Defamation Per Se: The Strongest Claim in Florida
In a jury trial situation, defamation pe se is the strongest plaintiff-side claim in Florida. That is because the plaintiff does not have to prove actual damages. Instead, the jury is instructed to presume the false allegations are harmful and award the plaintiff whatever dollar amount they believe is appropriate. This is where things get really interesting. Florida juries – and juries in many parts of the country – place a high value on a person’s professional reputation. And that does not change based on the nature of the person’s work. Juries tend to award significant presumed damages for defamation per se, whether the plaintiff is a janitor, a doctor, or a corporate executive. But it goes beyond that: Punitive damages are on the table.
Pollard PLLC recently litigated a defamation case in Palm Beach County Circuit Court. The cases was called Robinson v. Solomon. In Robinson, a hotel security guard alleged that he was defamed by a resident who falsely accused him of being high on drugs while at work. The security guard was fired a few weeks after that allegation was made. In Robinson, Pollard PLLC successfully moved to add a claim for punitive damages. The defendant appealed the trial court’s allowance of punitive damages. Pollard PLLC won the appeal and the case proceeded to the brink of trial, at which point it settled on confidential terms.
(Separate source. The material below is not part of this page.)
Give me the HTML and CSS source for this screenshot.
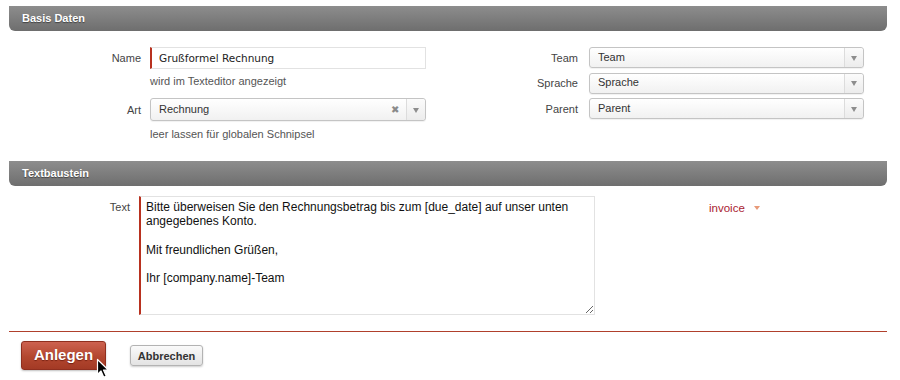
FILE: index.html
```html
<!DOCTYPE html>
<html lang="de">
<head>
<meta charset="utf-8">
<title>Textbaustein</title>
<link rel="stylesheet" href="styles.css">
</head>
<body>
<div class="page">
  <div class="section-head">Basis Daten</div>
  <div class="basis">
    <div class="grid-left">
      <label class="lbl">Name</label>
      <input class="text-input" type="text" value="Grußformel Rechnung">
      <span></span>
      <div class="hint hint-1">wird im Texteditor angezeigt</div>
      <label class="lbl">Art</label>
      <div class="select select-art">
        <span class="sel-value">Rechnung</span>
        <span class="sel-clear">✖</span>
        <span class="sel-arrow"><span class="tri"></span></span>
      </div>
      <span></span>
      <div class="hint hint-2">leer lassen für globalen Schnipsel</div>
    </div>
    <div class="grid-right">
      <label class="lbl">Team</label>
      <div class="select"><span class="sel-value">Team</span><span class="sel-arrow"><span class="tri"></span></span></div>
      <label class="lbl">Sprache</label>
      <div class="select"><span class="sel-value">Sprache</span><span class="sel-arrow"><span class="tri"></span></span></div>
      <label class="lbl">Parent</label>
      <div class="select"><span class="sel-value">Parent</span><span class="sel-arrow"><span class="tri"></span></span></div>
    </div>
  </div>
  <div class="section-head">Textbaustein</div>
  <div class="textblock">
    <label class="lbl lbl-text">Text</label>
    <textarea class="text-area">Bitte überweisen Sie den Rechnungsbetrag bis zum [due_date] auf unser unten angegebenes Konto.

Mit freundlichen Grüßen,

Ihr [company.name]-Team</textarea>
    <div class="tag">invoice <span class="tag-tri"></span></div>
  </div>
  <div class="actions">
    <button class="btn-primary" type="button">Anlegen</button>
    <button class="btn-secondary" type="button">Abbrechen</button>
  </div>
</div>
<svg class="cursor" width="14" height="21" viewBox="0 0 14 21" aria-hidden="true">
  <path d="M1.5 1.5 L1.5 16.5 L5 13 L7.8 19.2 L10.2 18.1 L7.5 12 L12.3 12 Z" fill="#000" stroke="#fff" stroke-width="1.2" stroke-linejoin="round"/>
</svg>
</body>
</html>
```

FILE: styles.css
```css
html, body {
  margin: 0;
  padding: 0;
  background: #fff;
}
body {
  font-family: "Liberation Sans", Arial, Helvetica, sans-serif;
  font-size: 11px;
  color: #444;
  width: 900px;
  height: 380px;
  position: relative;
  overflow: hidden;
}
.page {
  padding: 6px 13px 0 9px;
}
.section-head {
  height: 25px;
  line-height: 24px;
  padding-left: 13px;
  border-radius: 0 0 6px 6px;
  background: linear-gradient(#8d8d8d, #6e6e6e);
  color: #fff;
  font-weight: bold;
  font-size: 11px;
  text-shadow: 0 1px 1px rgba(0, 0, 0, 0.45);
}
.basis {
  display: flex;
  padding-top: 16px;
  margin-bottom: 20px;
}
.grid-left {
  display: grid;
  grid-template-columns: 132px 276px;
  column-gap: 9px;
  align-items: center;
}
.lbl {
  text-align: right;
  color: #444;
  font-size: 11px;
}
.text-input {
  box-sizing: border-box;
  height: 22px;
  width: 276px;
  margin: 0;
  padding: 0 0 0 7px;
  border: 1px solid #e2e2e2;
  border-left: 2px solid #b8311f;
  font-family: "DejaVu Sans", "Lucida Grande", sans-serif;
  font-size: 10.5px;
  color: #222;
  outline: none;
  background: #fff;
}
.hint {
  line-height: 13px;
  color: #555;
  font-size: 11px;
}
.hint-1 {
  padding: 6px 0 10px;
}
.hint-2 {
  padding: 7px 0 0;
}
.select {
  box-sizing: border-box;
  display: flex;
  align-items: center;
  height: 21px;
  border: 1px solid #c4c4c4;
  border-radius: 3px;
  background: linear-gradient(#ffffff, #f1f1f1);
  box-shadow: 0 1px 1px rgba(0, 0, 0, 0.06);
  color: #333;
  font-size: 11px;
}
.select-art {
  height: 23px;
}
.sel-value {
  flex: 1;
  padding-left: 8px;
  padding-bottom: 2px;
}
.sel-clear {
  width: 14px;
  color: #8a8a8a;
  font-size: 10px;
  margin-right: 4px;
  text-align: center;
}
.sel-arrow {
  align-self: stretch;
  width: 18px;
  border-left: 1px solid #dcdcdc;
  display: flex;
  align-items: center;
  justify-content: center;
  background: linear-gradient(#fbfbfb, #ececec);
  border-radius: 0 3px 3px 0;
}
.tri {
  width: 0;
  height: 0;
  border-left: 3.5px solid transparent;
  border-right: 3.5px solid transparent;
  border-top: 5px solid #8d8d8d;
  margin-top: 1px;
}
.grid-right {
  margin-left: 94px;
  display: grid;
  grid-template-columns: 58px 275px;
  column-gap: 11px;
  row-gap: 4.5px;
  align-items: center;
  align-self: start;
}
.textblock {
  display: flex;
  align-items: flex-start;
  padding-top: 10px;
}
.lbl-text {
  width: 121px;
  margin-right: 9px;
  padding-top: 5px;
  line-height: 13px;
}
.text-area {
  box-sizing: border-box;
  width: 456px;
  height: 119px;
  margin: 0;
  padding: 3px 5px;
  border: 1px solid #e2e2e2;
  border-left: 2px solid #b8311f;
  font-family: "Liberation Sans", Arial, Helvetica, sans-serif;
  font-size: 12px;
  line-height: 14.3px;
  color: #111;
  resize: both;
  outline: none;
  overflow: hidden;
}
.tag {
  margin-left: 114px;
  padding-top: 5px;
  color: #aa2230;
  font-size: 11.5px;
  line-height: 14px;
  display: flex;
  align-items: center;
}
.tag-tri {
  display: inline-block;
  width: 0;
  height: 0;
  margin-left: 9px;
  border-left: 3.5px solid transparent;
  border-right: 3.5px solid transparent;
  border-top: 4px solid #e89a78;
}
.actions {
  margin-top: 16px;
  border-top: 1px solid #b0402c;
  padding: 9px 0 0 12px;
  display: flex;
  align-items: center;
  gap: 24px;
}
.btn-primary {
  box-sizing: border-box;
  width: 85px;
  height: 29px;
  margin: 0;
  padding: 0 0 2px;
  border: 1px solid #8f2f1f;
  border-radius: 3px;
  background: linear-gradient(#cd6250, #b3472f 55%, #a33a25);
  color: #fff;
  font-family: "Liberation Sans", Arial, sans-serif;
  font-weight: bold;
  font-size: 15px;
  text-shadow: 0 1px 1px rgba(80, 10, 0, 0.6);
  box-shadow: 0 1px 2px rgba(0, 0, 0, 0.25);
}
.btn-secondary {
  box-sizing: border-box;
  width: 73px;
  height: 21px;
  margin: 0;
  padding: 0;
  border: 1px solid #b3b3b3;
  border-radius: 3px;
  background: linear-gradient(#fafafa, #e3e3e3);
  color: #333;
  font-family: "Liberation Sans", Arial, sans-serif;
  font-weight: bold;
  font-size: 11px;
  box-shadow: 0 1px 2px rgba(0, 0, 0, 0.2);
}
.cursor {
  position: absolute;
  left: 96px;
  top: 358px;
}
```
When a defamation per se case does go to a jury trial with punitive damages, the jury is instructed to award a dollar amount intended to punish the defendant and deter similar misconduct in the future. In the context of employment-related defamation claims, juries will severely punish companies that engage in the types of smear campaigns outlined above. Because of this, the defamation per se claim (whether an affirmative claim or a counterclaim) often become either the most valuable claim in the case or the source of the greatest leverage.